The baby’s nursery was done, thanks in large part to my mother. In hindsight, I was glad she came. I’d been too busy thinking about winning Fiona back, worrying about her, then fucking her ever since she’d come into my room at midnight, that I hadn’t really thought about the specifics of what the future held. Like a nursery. Like strollers. Like what kind of bedside bassinet we were going to have for the first few months of the baby’s life.

Even though this technically wasn’t my first child, this was my first time going through all of this. I was ignorant to things like changing tables and car seats. It made guilt burn hot in my belly, regret crawl up my throat, and me curse myself all over again for not being there for Gabbie when she was pregnant.

My mother had been, at least. And her own parents. That’s what I’d told myself then. That’s how I’d lived with myself.

“She forgiven you?” Rowan asked.

I took a pull of my beer, thinking of the last few weeks, thinking of her trying to cook me dinner.

“Mostly,” I replied. “Which is more than I deserve.”

He clapped me on the back. “What you deserve is right there.” He nodded to Fiona.

“I’m not gonna agree with you on that,” I said. “But I’m gonna keep her. Keep them. Give them a life they deserve.”

Rowan nodded once. “It’s all we can do.”

We were silent for a couple of beats as I mused on the thing I’d been ruminating on since that day in the hospital.
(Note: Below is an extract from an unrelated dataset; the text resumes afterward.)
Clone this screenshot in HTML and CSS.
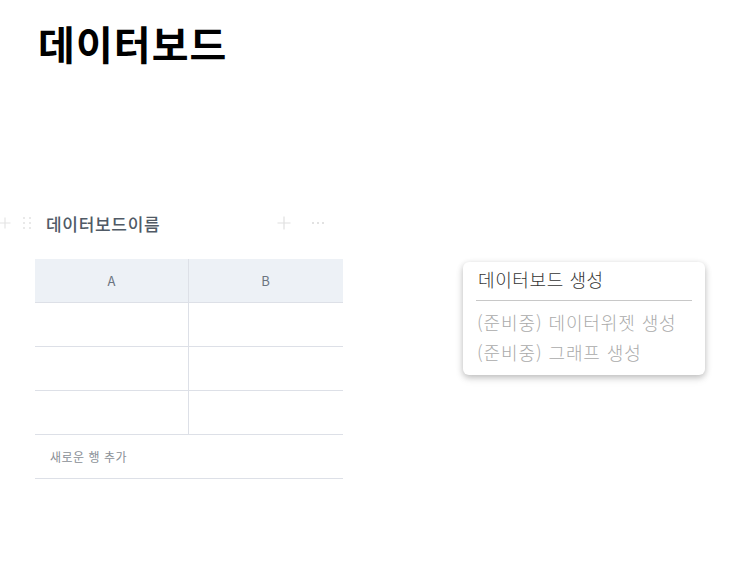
FILE: index.html
```html
<!DOCTYPE html>
<html lang="ko">
<head>
<meta charset="utf-8">
<link rel="stylesheet" href="styles.css">
</head>
<body>
<div class="page">
  <h1 class="title">데이터보드</h1>
  <section class="board">
    <div class="board-head">
      <span class="add-left">
        <svg width="12" height="12" viewBox="0 0 12 12"><path d="M6 0.5V11.5M0.5 6H11.5" stroke="#e4e4e4" stroke-width="1.2"/></svg>
      </span>
      <span class="grip">
        <svg width="10" height="14" viewBox="0 0 10 14"><g fill="#e2e2e2"><circle cx="2" cy="2" r="1"/><circle cx="8" cy="2" r="1"/><circle cx="2" cy="7" r="1"/><circle cx="8" cy="7" r="1"/><circle cx="2" cy="12" r="1"/><circle cx="8" cy="12" r="1"/></g></svg>
      </span>
      <span class="board-name">데이터보드이름</span>
      <span class="head-actions">
        <svg width="14" height="14" viewBox="0 0 14 14"><path d="M7 0.5V13.5M0.5 7H13.5" stroke="#e0e0e0" stroke-width="1.2"/></svg>
        <svg width="14" height="4" viewBox="0 0 14 4"><g fill="#d8d8d8"><circle cx="2" cy="2" r="1"/><circle cx="7" cy="2" r="1"/><circle cx="12" cy="2" r="1"/></g></svg>
      </span>
    </div>
    <div class="table">
      <div class="row head"><div class="cell">A</div><div class="cell">B</div></div>
      <div class="row"><div class="cell"></div><div class="cell"></div></div>
      <div class="row"><div class="cell"></div><div class="cell"></div></div>
      <div class="row"><div class="cell"></div><div class="cell"></div></div>
      <div class="add-row">새로운 행 추가</div>
    </div>
  </section>
  <div class="menu">
    <div class="menu-title">데이터보드 생성</div>
    <div class="menu-sep"></div>
    <div class="menu-item">(준비중) 데이터위젯 생성</div>
    <div class="menu-item">(준비중) 그래프 생성</div>
  </div>
</div>
</body>
</html>
```
FILE: styles.css
```css
html, body {
  margin: 0;
  padding: 0;
  background: #fff;
  font-family: "Noto Sans CJK KR", "Noto Sans", sans-serif;
}
.page {
  position: relative;
  width: 754px;
  height: 578px;
}
.title {
  margin: 0;
  padding: 14px 0 0 38px;
  font-size: 40px;
  font-weight: 700;
  line-height: 58px;
  color: #000;
  letter-spacing: 1.1px;
}
.board {
  margin-top: 138px;
  width: 343px;
}
.board-head {
  display: flex;
  align-items: center;
  height: 26px;
}
.add-left {
  display: flex;
  width: 22px;
  margin-left: -1px;
}
.grip {
  display: flex;
  width: 24px;
  padding-left: 1px;
}
.board-name {
  font-size: 17px;
  font-weight: 500;
  color: #505a66;
  letter-spacing: 0.7px;
}
.head-actions {
  margin-left: auto;
  display: flex;
  align-items: center;
  gap: 20px;
  margin-right: 18px;
}
.table {
  margin-top: 23px;
  margin-left: 35px;
  width: 308px;
}
.row {
  display: flex;
  height: 43px;
  border-bottom: 1px solid #dde0e7;
}
.row.head {
  background: #edf1f6;
}
.cell {
  flex: 0 0 153px;
  display: flex;
  align-items: center;
  justify-content: center;
  font-size: 13px;
  color: #6b7480;
}
.cell:first-child {
  border-right: 1px solid #dde0e7;
}
.add-row {
  height: 43px;
  border-bottom: 1px solid #dde0e7;
  display: flex;
  align-items: center;
  padding-left: 15px;
  font-size: 12px;
  color: #8a8f96;
  letter-spacing: 0.5px;
}
.menu {
  position: absolute;
  left: 463px;
  top: 262px;
  width: 242px;
  height: 113px;
  box-sizing: border-box;
  background: #fff;
  border-radius: 6px;
  box-shadow: 0 2px 6px rgba(0,0,0,0.22), 0 4px 10px rgba(0,0,0,0.08);
  padding: 4px 13px 0 13px;
}
.menu-title {
  font-size: 18px;
  color: #333;
  line-height: 26px;
  padding-left: 2px;
  letter-spacing: 0.6px;
  font-weight: 300;
}
.menu-sep {
  margin-top: 8px;
  height: 1px;
  background: #c8c8c8;
}
.menu-item {
  font-size: 18px;
  color: #aaa;
  line-height: 30px;
  padding-left: 1px;
  letter-spacing: 0.9px;
  font-weight: 300;
}
.menu-sep + .menu-item {
  margin-top: 6px;
}
```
“She had an ex who used to lay hands on her,” I said, still watching as Fiona squealed with laughter while Ana crawled on top of her. “After she had miscarriages. He pushed her down the stairs.” I gripped my bottle harder, not taking my eyes off Fiona’s smile, having to see it for myself because I couldn’t quite believe it. Couldn’t quite believeher. All the shit she went through, all the shit she still struggled with, you couldn’t tell it by looking at her. It didn’t dull her smile or darken her gaze.
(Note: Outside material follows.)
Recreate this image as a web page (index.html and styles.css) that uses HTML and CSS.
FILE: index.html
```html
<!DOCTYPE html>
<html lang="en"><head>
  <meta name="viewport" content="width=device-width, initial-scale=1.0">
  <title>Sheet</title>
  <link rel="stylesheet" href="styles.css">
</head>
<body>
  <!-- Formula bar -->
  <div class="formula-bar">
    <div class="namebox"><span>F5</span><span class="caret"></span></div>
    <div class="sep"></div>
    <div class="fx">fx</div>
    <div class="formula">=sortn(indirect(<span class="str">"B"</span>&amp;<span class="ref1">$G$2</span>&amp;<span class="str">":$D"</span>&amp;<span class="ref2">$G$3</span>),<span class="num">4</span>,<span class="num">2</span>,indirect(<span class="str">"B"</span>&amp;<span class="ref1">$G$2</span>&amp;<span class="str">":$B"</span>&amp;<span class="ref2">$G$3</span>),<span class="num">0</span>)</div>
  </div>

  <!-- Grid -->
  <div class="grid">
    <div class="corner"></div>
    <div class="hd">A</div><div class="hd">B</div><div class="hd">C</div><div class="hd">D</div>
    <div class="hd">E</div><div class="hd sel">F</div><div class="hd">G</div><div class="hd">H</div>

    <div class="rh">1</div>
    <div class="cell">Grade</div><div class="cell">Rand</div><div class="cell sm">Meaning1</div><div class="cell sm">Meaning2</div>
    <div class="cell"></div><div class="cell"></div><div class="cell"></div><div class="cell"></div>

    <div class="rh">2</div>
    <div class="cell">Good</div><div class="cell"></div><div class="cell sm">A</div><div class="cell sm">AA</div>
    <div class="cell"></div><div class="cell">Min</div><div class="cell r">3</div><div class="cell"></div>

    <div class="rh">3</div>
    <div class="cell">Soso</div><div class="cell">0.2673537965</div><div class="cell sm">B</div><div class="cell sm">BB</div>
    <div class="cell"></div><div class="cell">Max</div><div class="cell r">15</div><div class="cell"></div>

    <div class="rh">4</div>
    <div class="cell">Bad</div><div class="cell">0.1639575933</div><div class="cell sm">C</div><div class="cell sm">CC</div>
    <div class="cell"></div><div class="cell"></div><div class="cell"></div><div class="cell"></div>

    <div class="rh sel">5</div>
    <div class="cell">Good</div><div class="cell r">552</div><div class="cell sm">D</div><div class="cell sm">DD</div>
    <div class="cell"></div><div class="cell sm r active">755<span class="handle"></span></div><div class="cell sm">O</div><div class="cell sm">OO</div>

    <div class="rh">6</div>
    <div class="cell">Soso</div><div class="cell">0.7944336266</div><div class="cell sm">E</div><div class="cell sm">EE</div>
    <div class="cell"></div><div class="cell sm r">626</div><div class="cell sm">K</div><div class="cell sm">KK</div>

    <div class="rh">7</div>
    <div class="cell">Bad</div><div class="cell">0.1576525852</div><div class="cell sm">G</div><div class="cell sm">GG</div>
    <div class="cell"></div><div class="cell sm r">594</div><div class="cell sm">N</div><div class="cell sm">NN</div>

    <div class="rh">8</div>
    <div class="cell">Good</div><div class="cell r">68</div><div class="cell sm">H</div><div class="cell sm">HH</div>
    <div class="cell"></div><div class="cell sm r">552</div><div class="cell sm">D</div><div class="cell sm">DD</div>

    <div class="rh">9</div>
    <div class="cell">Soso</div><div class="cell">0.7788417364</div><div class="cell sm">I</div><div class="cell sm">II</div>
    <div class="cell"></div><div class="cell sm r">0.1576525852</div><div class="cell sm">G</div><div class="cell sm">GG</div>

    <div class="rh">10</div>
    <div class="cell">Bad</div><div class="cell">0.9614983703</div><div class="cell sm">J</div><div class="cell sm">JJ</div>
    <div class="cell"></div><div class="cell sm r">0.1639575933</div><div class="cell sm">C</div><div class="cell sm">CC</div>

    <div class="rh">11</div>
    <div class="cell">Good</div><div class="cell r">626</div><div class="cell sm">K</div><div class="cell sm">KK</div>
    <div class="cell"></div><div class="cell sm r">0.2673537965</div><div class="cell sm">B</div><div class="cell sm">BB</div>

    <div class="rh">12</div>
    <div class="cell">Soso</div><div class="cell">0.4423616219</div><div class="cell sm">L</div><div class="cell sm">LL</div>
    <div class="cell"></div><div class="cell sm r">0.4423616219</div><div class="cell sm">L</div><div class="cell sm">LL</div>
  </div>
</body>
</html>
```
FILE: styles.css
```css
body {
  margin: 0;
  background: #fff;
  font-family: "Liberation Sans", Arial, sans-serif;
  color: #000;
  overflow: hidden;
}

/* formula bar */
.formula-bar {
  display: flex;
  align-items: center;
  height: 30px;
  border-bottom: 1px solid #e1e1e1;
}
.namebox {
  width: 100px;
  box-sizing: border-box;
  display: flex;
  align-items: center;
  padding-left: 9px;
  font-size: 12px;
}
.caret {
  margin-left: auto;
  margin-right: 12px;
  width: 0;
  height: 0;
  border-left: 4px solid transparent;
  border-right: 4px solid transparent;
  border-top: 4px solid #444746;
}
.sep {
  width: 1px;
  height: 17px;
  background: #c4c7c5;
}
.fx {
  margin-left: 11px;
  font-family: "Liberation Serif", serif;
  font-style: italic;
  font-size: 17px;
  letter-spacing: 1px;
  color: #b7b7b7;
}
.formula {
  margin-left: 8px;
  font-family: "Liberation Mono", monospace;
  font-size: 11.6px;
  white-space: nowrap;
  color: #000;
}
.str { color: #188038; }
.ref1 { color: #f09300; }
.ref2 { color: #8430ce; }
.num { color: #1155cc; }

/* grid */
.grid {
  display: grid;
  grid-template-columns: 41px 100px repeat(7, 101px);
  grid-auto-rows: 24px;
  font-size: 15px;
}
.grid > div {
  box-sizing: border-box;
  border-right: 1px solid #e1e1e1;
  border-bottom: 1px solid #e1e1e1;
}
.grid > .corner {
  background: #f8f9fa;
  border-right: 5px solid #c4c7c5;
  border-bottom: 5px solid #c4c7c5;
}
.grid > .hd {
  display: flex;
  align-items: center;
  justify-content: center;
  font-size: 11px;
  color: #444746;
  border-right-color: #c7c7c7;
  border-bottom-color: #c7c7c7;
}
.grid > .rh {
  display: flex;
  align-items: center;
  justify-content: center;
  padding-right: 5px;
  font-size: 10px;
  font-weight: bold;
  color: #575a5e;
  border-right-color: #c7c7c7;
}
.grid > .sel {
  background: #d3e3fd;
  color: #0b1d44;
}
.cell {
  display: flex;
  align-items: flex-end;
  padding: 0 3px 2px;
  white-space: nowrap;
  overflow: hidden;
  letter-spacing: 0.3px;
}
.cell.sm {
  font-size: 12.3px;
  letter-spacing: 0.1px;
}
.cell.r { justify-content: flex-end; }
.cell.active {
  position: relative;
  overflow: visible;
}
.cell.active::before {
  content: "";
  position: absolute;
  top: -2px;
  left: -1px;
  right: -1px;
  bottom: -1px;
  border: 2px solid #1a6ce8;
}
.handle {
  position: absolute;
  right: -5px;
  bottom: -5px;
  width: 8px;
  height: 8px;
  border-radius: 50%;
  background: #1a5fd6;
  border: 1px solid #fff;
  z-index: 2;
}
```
Rowan was watching my wife, too, when I was brave enough to take my eyes off her. His face was impassive, but his nostrils flared, his mouth turned down. He was fond of Fiona, too, and whether or not Nora had already told him this information, me saying it out loud bothered him.
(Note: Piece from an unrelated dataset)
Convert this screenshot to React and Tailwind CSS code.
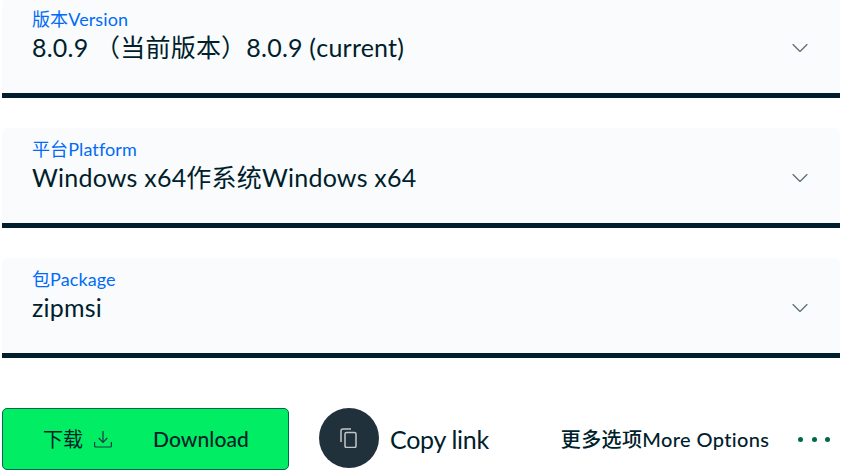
import React from 'react';
import { ChevronDown } from 'lucide-react';

const font = "font-['Lato','Noto_Sans_CJK_SC',sans-serif]";

const fields = [
  { label: '版本Version', value: '8.0.9 （当前版本）8.0.9 (current)' },
  { label: '平台Platform', value: 'Windows x64作系统Windows x64' },
  { label: '包Package', value: 'zipmsi' },
];

const SelectField = ({ label, value }) => (
  <div className="relative flex h-[100px] flex-col rounded-t-md border-b-[5px] border-[#001e2b] bg-[#f9fbfd] pl-[30px] pt-[11px]">
    <div className="h-[20px] text-[18px] leading-[20px] tracking-[0.1px] text-[#016bf8]">{label}</div>
    <div className="mt-[3px] h-[30px] text-[25px] leading-[30px] tracking-[0.22px] text-[#001e2b]">{value}</div>
    <ChevronDown className="absolute right-[26px] top-[36px] h-[28px] w-[28px] text-[#5c6c75]" strokeWidth={1} />
  </div>
);

export default function App() {
  return (
    <div className={`${font} -mt-[2px] h-[475px] w-[850px] overflow-hidden bg-white pl-[2px] pr-[10px]`}>
      <div className="flex flex-col gap-[30px]">
        {fields.map((f) => (
          <SelectField key={f.label} {...f} />
        ))}
      </div>

      <div className="mt-[50px] flex items-start">
        <button className="flex h-[62px] w-[287px] items-center rounded-[5px] border border-[#00684a] bg-[#00ed64] pl-[40px] text-[#001e2b]">
          <span className="text-[20px]">下载</span>
          <svg className="ml-[11px] h-[18px] w-[18px]" viewBox="0 0 18 18" fill="none" stroke="#1c3a3f" strokeWidth="1.2">
            <path d="M9 1v11M4.800 8l4.200 4.300L13.200 8" />
            <path d="M.6 12v4a1 1 0 0 0 1 1h14.800a1 1 0 0 0 1-1v-4" />
          </svg>
          <span className="ml-[41px] text-[21px] font-medium tracking-[0.1px]">Download</span>
        </button>

        <div className="ml-[30px] flex h-[60px] w-[60px] items-center justify-center rounded-full bg-[#21313c]">
          <svg className="h-[20px] w-[20px]" viewBox="0 0 20 20" fill="none" stroke="#c1c7c6" strokeWidth="1.500">
            <rect x="6" y="4.500" width="11" height="15" rx="1.500" />
            <path d="M2 14V3a2 2 0 0 1 2-2h8" />
          </svg>
        </div>
        <span className="ml-[11px] mt-[13px] text-[25px] leading-[36px] tracking-[-0.3px] text-[#001e2b]">Copy link</span>

        <span className="ml-[72px] mt-[16px] text-[20px] font-medium leading-[30px] tracking-[0.37px] text-[#001e2b]">更多选项More Options</span>
        <div className="ml-[29px] mt-[29px] flex gap-[8.500px]">
          <span className="h-[5px] w-[5px] rounded-full bg-[#00684a]" />
          <span className="h-[5px] w-[5px] rounded-full bg-[#00684a]" />
          <span className="h-[5px] w-[5px] rounded-full bg-[#00684a]" />
        </div>
      </div>
    </div>
  );
}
Not as much as it bothered me.

“Keeps me up at night,” I said, eyes going back to Fiona. “Thinking about him. On another continent. Living his life when he shouldn’t. Breathing when he shouldn’t.”

Since the second Fiona told me, I’d considered getting on a plane to kill him with my bare hands. I already knew where he lived. Some fucking mansion in Sydney. Married again. Rich as fuck. Family money.

Rowan and I had acquired certain skills while we were deployed, and we’d made certain connections. Connections with people who did not retire in Maine like we did. No, they got in even deeper with Uncle Sam, did all sorts of shit that the public was blissfully unaware of.

I still hadn’t ruled out a little trip Down Under. But that would mean I would have to leave Fiona. No way was I doing that while she was pregnant. But the thought of being on another continent from my wife and daughter filled me with anxiety too. The last time I’d done that, it hadn’t ended well.

And Fiona was waiting for that. For me to leave. I could see her bracing for it, not fully giving herself to me. Not fully trusting me. She didn’t talk about the future. She skirted around it. And that was on me.

“Who would it help?” Rowan asked me.

I looked at my friend.

“Who would killing him help?” he clarified. “She’s created a life far away from him, has thrown herself into it.” He nodded at Fiona. “Sure, I can say she’ll never forget him, never fully heal, but she’s not a woman who will let a man like that hold power over her.”

I clenched my fist. The fucker was right. Fiona was too damn stubborn. Too damn strong. Yeah, he’d wounded her. But he hadn’t broken her. No man would break my wife. Not even me.

“It’ll be for you,” Rowan continued. “Because you told her you wanted to do something, make it better for her, avenge her, and the only way you know how to do that is kill.” He looked inside to where his wife was finishing dessert. No one was allowed to help, despite her husband continually checking in. “How you help her is doing exactly what you’re doing right now.”